Rep62ar...Thanks so much for the info I will mention it to the dealership on Monday they have had my car all weekend "sitting" so that they can try to look at it in a no start condition... for some reason opening the hood of the car or even the ride on the tow truck can jiggle or move or do something that will make it start. I am about ready to ditch it if they can't fix it.
I have had many other problems. Both sway bar links replaced. Headlights that have condensation problems. Doors that wont open. Windows that wont go up and down. And the sad thing is that I love this car...I am just afraid after my warranty goes it is going to be a money pit. Thanks again for the info.
Also, my oil plug leaks a few drops a day and a new factory plug did not cure it - anyone have a similar problem/fix?
I assume they used 5-20 oil. I'll contact the service department and post their response on this.
The rear hatch lid is adjustable and if the rear glass is where it rattles, there are two black rubber type nipples... supposedly to stop the glass from hitting the metal. If one of them is missing, just go to the dealer and ask parts dept. for a replacement...they just snap into the small hole. In my case, I merely took some sticky sided velcro and made my own.
various intervals, both pads and rotors...
My '01 Escape XLT V6 needed both at 29K miles.
Replacements costs are on par with those listed in these postings, ~$465.00. The Ford Service
Advisor told me the rotors are 'unturnable' and
that a lot of auto makers are going to the
'disposable' type rotors, Mercedes, and the like.

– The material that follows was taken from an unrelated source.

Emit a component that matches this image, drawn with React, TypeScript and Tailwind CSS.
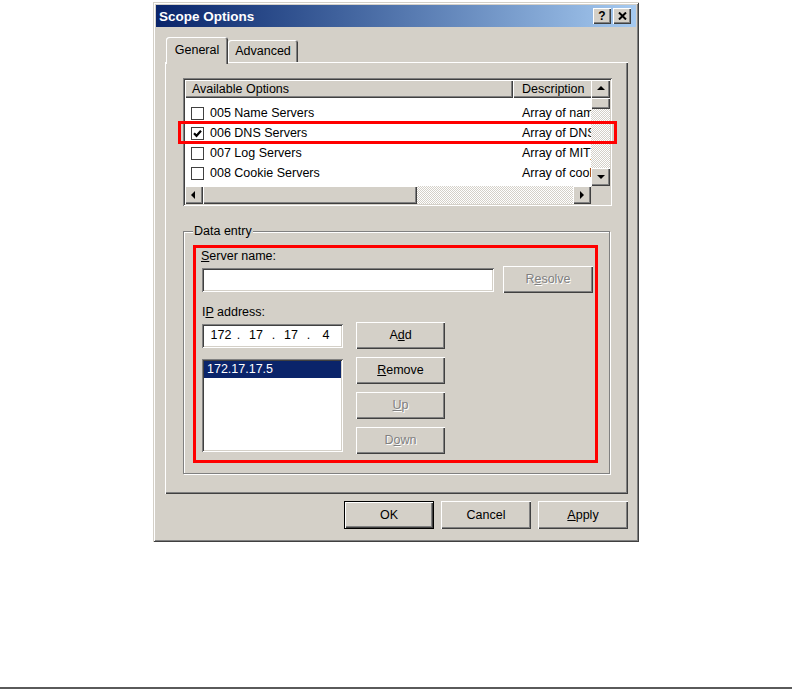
import React from "react";

const raised =
  "shadow-[inset_1px_1px_0_#ffffff,inset_-1px_-1px_0_#404040,inset_-2px_-2px_0_#808080]";
const sunken =
  "shadow-[inset_1px_1px_0_#808080,inset_-1px_-1px_0_#ffffff,inset_2px_2px_0_#404040,inset_-2px_-2px_0_#d4d0c8]";
const dither =
  "bg-[image:repeating-conic-gradient(#d4d0c8_0%_25%,#ffffff_0%_50%)] bg-size-[2px_2px] bg-[length:2px_2px]";

function Btn({
  className,
  children,
  disabled,
  isDefault,
}: {
  className: string;
  children: React.ReactNode;
  disabled?: boolean;
  isDefault?: boolean;
}) {
  return (
    <div
      className={`${className} flex items-center justify-center bg-[#d4d0c8] ${raised} ${
        isDefault ? "border border-black" : ""
      } ${disabled ? "text-[#808080] [text-shadow:1px_1px_0_#ffffff]" : "text-black"}`}
    >
      {children}
    </div>
  );
}

function Arrow({ dir }: { dir: "up" | "down" | "left" | "right" }) {
  const pts =
    dir === "up"
      ? "1,6 5,2 9,6"
      : dir === "down"
      ? "1,3 5,7 9,3"
      : dir === "left"
      ? "6,1 2,5 6,9"
      : "3,1 7,5 3,9";
  return (
    <svg width="10" height="10" viewBox="0 0 10 10">
      <polygon points={pts} fill="#000" />
    </svg>
  );
}

function ScrollBtn({ dir, className }: { dir: "up" | "down" | "left" | "right"; className: string }) {
  return (
    <div className={`${className} shrink-0 flex items-center justify-center bg-[#d4d0c8] ${raised}`}>
      <Arrow dir={dir} />
    </div>
  );
}

function CheckBox({ checked }: { checked?: boolean }) {
  return (
    <div className="w-[13px] h-[13px] shrink-0 bg-white flex items-center justify-center border border-[#404040]">
      {checked && (
        <svg width="9" height="9" viewBox="0 0 9 9">
          <polyline points="1,4.2 3.5,6.8 8,1.8" fill="none" stroke="#000" strokeWidth="2.2" />
        </svg>
      )}
    </div>
  );
}

const rows: [string, string, boolean][] = [
  ["005 Name Servers", "Array of name servers", false],
  ["006 DNS Servers", "Array of DNS servers", true],
  ["007 Log Servers", "Array of MIT_LCS UDP log servers", false],
  ["008 Cookie Servers", "Array of cookie servers", false],
];

export default function App() {
  return (
    <div className="w-[792px] h-[690px] bg-white flex flex-col font-['Liberation_Sans',Arial,sans-serif] text-[12.5px] text-black">
      {/* Dialog */}
      <div
        className={`ml-[153px] mt-[2px] w-[486px] h-[540px] bg-[#d4d0c8] p-[3px] flex flex-col shadow-[inset_1px_1px_0_#d4d0c8,inset_-1px_-1px_0_#404040,inset_2px_2px_0_#ffffff,inset_-2px_-2px_0_#808080]`}
      >
        {/* Title bar */}
        <div className="h-[22px] shrink-0 flex items-center bg-linear-to-r from-[#0a246a] to-[#a6caf0] pl-[3px] pr-[5px]">
          <span className="text-white font-bold text-[13.5px] leading-none pt-[1px]">Scope Options</span>
          <div className="ml-auto flex gap-[2px]">
            <div className={`w-[18px] h-[16px] bg-[#d4d0c8] ${raised} flex items-center justify-center`}>
              <span className="font-bold text-[12px] leading-none text-black pb-[1px]">?</span>
            </div>
            <div className={`w-[18px] h-[16px] bg-[#d4d0c8] ${raised} flex items-center justify-center`}>
              <svg width="9" height="8" viewBox="0 0 9 8">
                <path d="M1 0.5 L8 7.5 M8 0.5 L1 7.5" stroke="#000" strokeWidth="2" />
              </svg>
            </div>
          </div>
        </div>

        {/* Tabs */}
        <div className="relative z-10 ml-[10px] mt-[10px] h-[25px] flex items-end">
          <div className="w-[62px] h-[27px] -mb-[2px] bg-[#d4d0c8] rounded-t-[3px] flex items-center justify-center pb-[1px] shadow-[inset_1px_1px_0_#ffffff,inset_-1px_0_0_#404040,inset_-2px_0_0_#808080]">
            General
          </div>
          <div className="w-[70px] h-[22px] bg-[#d4d0c8] rounded-t-[3px] flex items-center justify-center pt-[1px] shadow-[inset_1px_1px_0_#ffffff,inset_-1px_0_0_#404040,inset_-2px_0_0_#808080]">
            Advanced
          </div>
        </div>

        {/* Tab panel */}
        <div className={`ml-[9px] w-[463px] h-[432px] shrink-0 bg-[#d4d0c8] ${raised} pl-[18px] pt-[16px] flex flex-col`}>
          {/* List view */}
          <div className={`relative w-[429px] h-[128px] bg-white p-[2px] flex flex-col ${sunken}`}>
            <div className="flex h-[106px]">
              <div className="w-[406px] flex flex-col overflow-hidden">
                <div className="flex h-[18px] shrink-0">
                  <div className={`w-[328px] shrink-0 pl-[7px] flex items-center bg-[#d4d0c8] ${raised}`}>
                    Available Options
                  </div>
                  <div className={`flex-1 min-w-0 pl-[9px] flex items-center bg-[#d4d0c8] whitespace-nowrap overflow-hidden shadow-[inset_1px_1px_0_#ffffff,inset_0_-1px_0_#404040,inset_0_-2px_0_#808080]`}>
                    Description
                  </div>
                </div>
                <div className="pt-[5px] flex flex-col">
                  {rows.map(([name, desc, checked]) => (
                    <div key={name} className="h-[20px] flex items-center whitespace-nowrap">
                      <div className="w-[328px] shrink-0 flex items-center pl-[6px]">
                        <CheckBox checked={checked} />
                        <span className="ml-[6px]">{name}</span>
                      </div>
                      <div className="pl-[9px] overflow-hidden">{desc}</div>
                    </div>
                  ))}
                </div>
              </div>
              {/* Vertical scrollbar */}
              <div className="w-[19px] flex flex-col">
                <ScrollBtn dir="up" className="h-[18px] w-full" />
                <div className={`h-[11px] shrink-0 bg-[#d4d0c8] ${raised}`} />
                <div className={`flex-1 ${dither}`} />
                <ScrollBtn dir="down" className="h-[18px] w-full" />
              </div>
            </div>
            {/* Horizontal scrollbar */}
            <div className="flex h-[18px]">
              <div className="w-[406px] flex">
                <ScrollBtn dir="left" className="w-[18px] h-full" />
                <div className={`w-[214px] shrink-0 bg-[#d4d0c8] ${raised}`} />
                <div className={`flex-1 ${dither}`} />
                <ScrollBtn dir="right" className="w-[18px] h-full" />
              </div>
              <div className="w-[19px] bg-[#d4d0c8]" />
            </div>
            {/* highlight annotation */}
            <div className="absolute left-[-5px] top-[43px] w-[439px] h-[23px] border-[3px] border-[#ff0000]" />
          </div>

          {/* Data entry group */}
          <div className="relative mt-[25px] w-[427px] h-[243px] border border-[#808080] shadow-[inset_1px_1px_0_#ffffff,1px_1px_0_#ffffff] pt-[13px] pl-[9px]">
            <div className="absolute -top-[9px] left-[9px] px-[1px] bg-[#d4d0c8] leading-[16px]">Data entry</div>
            <div className="w-[405px] h-[218px] border-[3px] border-[#ff0000] pl-[6px] flex flex-col">
              <div className="h-[16px] leading-[16px] -ml-[1px]">
                <span className="underline">S</span>erver name:
              </div>
              <div className="mt-[2px] h-[27px] flex items-center">
                <div className={`w-[292px] h-[24px] bg-white ${sunken}`} />
                <Btn className="ml-[9px] w-[90px] h-[27px]" disabled>
                  R<span className="underline">e</span>solve
                </Btn>
              </div>
              <div className="mt-[11px] h-[16px] leading-[16px]">
                I<span className="underline">P</span> address:
              </div>
              <div className="mt-[2px] h-[27px] flex items-center">
                <div className={`w-[141px] h-[24px] bg-white pl-[5px] flex items-center ${sunken}`}>
                  <span className="w-[28px] text-center">172</span>
                  <span className="w-[7px] text-center">.</span>
                  <span className="w-[28px] text-center">17</span>
                  <span className="w-[7px] text-center">.</span>
                  <span className="w-[28px] text-center">17</span>
                  <span className="w-[7px] text-center">.</span>
                  <span className="w-[28px] text-center">4</span>
                </div>
                <Btn className="ml-[13px] w-[89px] h-[27px]">
                  A<span className="underline">d</span>d
                </Btn>
              </div>
              <div className="mt-[8px] flex items-start">
                <div className={`mt-[2px] w-[141px] h-[93px] bg-white p-[2px] ${sunken}`}>
                  <div className="h-[17px] bg-[#0a246a] text-white pl-[3px] flex items-center">172.17.17.5</div>
                </div>
                <div className="ml-[13px] flex flex-col gap-[8px]">
                  <Btn className="w-[89px] h-[27px]">
                    <span className="underline">R</span>emove
                  </Btn>
                  <Btn className="w-[89px] h-[27px]" disabled>
                    <span className="underline">U</span>p
                  </Btn>
                  <Btn className="w-[89px] h-[27px]" disabled>
                    D<span className="underline">o</span>wn
                  </Btn>
                </div>
              </div>
            </div>
          </div>
        </div>

        {/* Bottom buttons */}
        <div className="mt-[7px] mr-[8px] flex justify-end gap-[7px]">
          <Btn className="w-[90px] h-[28px]" isDefault>
            OK
          </Btn>
          <Btn className="w-[90px] h-[28px]">Cancel</Btn>
          <Btn className="w-[90px] h-[28px]">
            <span className="underline">A</span>pply
          </Btn>
        </div>
      </div>

      <div className="mt-auto mb-[1px] h-[2px] bg-[#5a5a5a]" />
    </div>
  );
}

I've found a reputable independent shop that will
replace the next set, when needed, with ceramic
pads (minimal to no-dust), and turnable rotors
both good after-market brands. I can certainly
relate and commiserate with all who've undergone
this expense so far. However, I'll have to
do the same thing again in about another year
or 20K miles, this time to a better solution
hopefully.
For those with hard-start to stall problems,
mine was the IAC sensor which a friend/mechanic
diagosed in under two (2) minutes. I ordered
the part (Motorcraft) from a parts-house which
was about 15% cheaper than getting it through
a dealership. The part will be about $60.00.
This may not be the same problem or even the
right fix for everyone, but it was for mine.
The fix literally took 5-minutes tops because
the IAC sits on top near the air intake closer
to the engine.
There have been a few other minor problems but
overall this vehicle has been no more problematic
that other vehicles I've owned and less than
others. Independent mechanic shop has recommended
de-carboning the intake throttle body about
every 15K miles. They showed me how do it myself
and save $60 - $70. They claim that this procedure will reduce carbon build-up which occurs
in all autos but especially in a lot of Ford
products.
Are you able to post the procedures for cleaning the intake?
Thanks.
Took the car to a local mechanic. He could not figure out what was wrong. Ran it through the computer tests. He replaced the fuel filter and the fuel pump relay -- said this was the cheapest route. Other alternatives would be more costly.
Has anyone else had this problem? Were you able to correct it? What was the cost and did you go the Ford dealer?
1. I have a noise issue with the vehicle. At about 35 MPH and at high way speeds, I hear a periodic noise from the right wheel area. Appears as though the bearings or something is gone. Took it to the dealer, he tell me that the tires are cupped and so on. He is refusing to fix the same. The tires are original tires, rotated and are in excellent condition.
Apparently, at 34K+ miles, I had a similar issue and they had replace the wheel bearing, hub part etc. Now they are reneging from fixing the same on RHS. ANY ADVICE OR EXPERIENCE ON WHAT TO DO?
2. The passenger side front window glass does not close properly at highway speeds. On other windows the problems is not a severe. I have taken the vehicle back to dealership to get the same fixed several times. They keep telling me there is nothing they can do? ANY IDEAS?
Appreciate your input in advance, Thanks.
The techs at my local dealer that I get all my work done at said that the problem with the tires wearing out faster is the torque is too much for the size tire that ford is using, and there isn't anything that they can really do about it. The Guys at Goodyear told me the same thing, and that it was smart for me to have the warrenty on the tires. The Dunlop's I have now also have the full Lifetime warrenty on them and lets see if they wear out, I have 38,572 miles on my escape now, but only just over 10k on the new tires.
Odie
Can anyone point me to a place which would have detailed instructions on removing the factory stereo and installing a new one? Or, if you could just write out how to do it, that would be great too. I don't really know much about how to install car stereo's, but I heard that it is not that difficult, so I would like to put an MP3 CD player to replace the factory stereo. Any help is appreciated. Thanks.
Also, I found this which looks alot like the same shape as my stereo, so I'm wondering if this is the same way you would remove it:
http://www.carstereohelp.org/stereoremoval/MazdaMPV3StrR.htm
Go to any automotive store and buy (for around $5) the special tool needed for ford radios. Its a u-shaped piece of wire..
Note there are 4 holes in the front of the radio(2 on the left, and 2 on the right)..
Stick one u-shaped wire in the 2 left side holes, and the other u-shaped wire in the 2 right side holes..
Push gently outward on the wires while pulling the radio toward you.. Remember to disconnect the wires from the back.. and your done.
A assume the tribute has the same setup.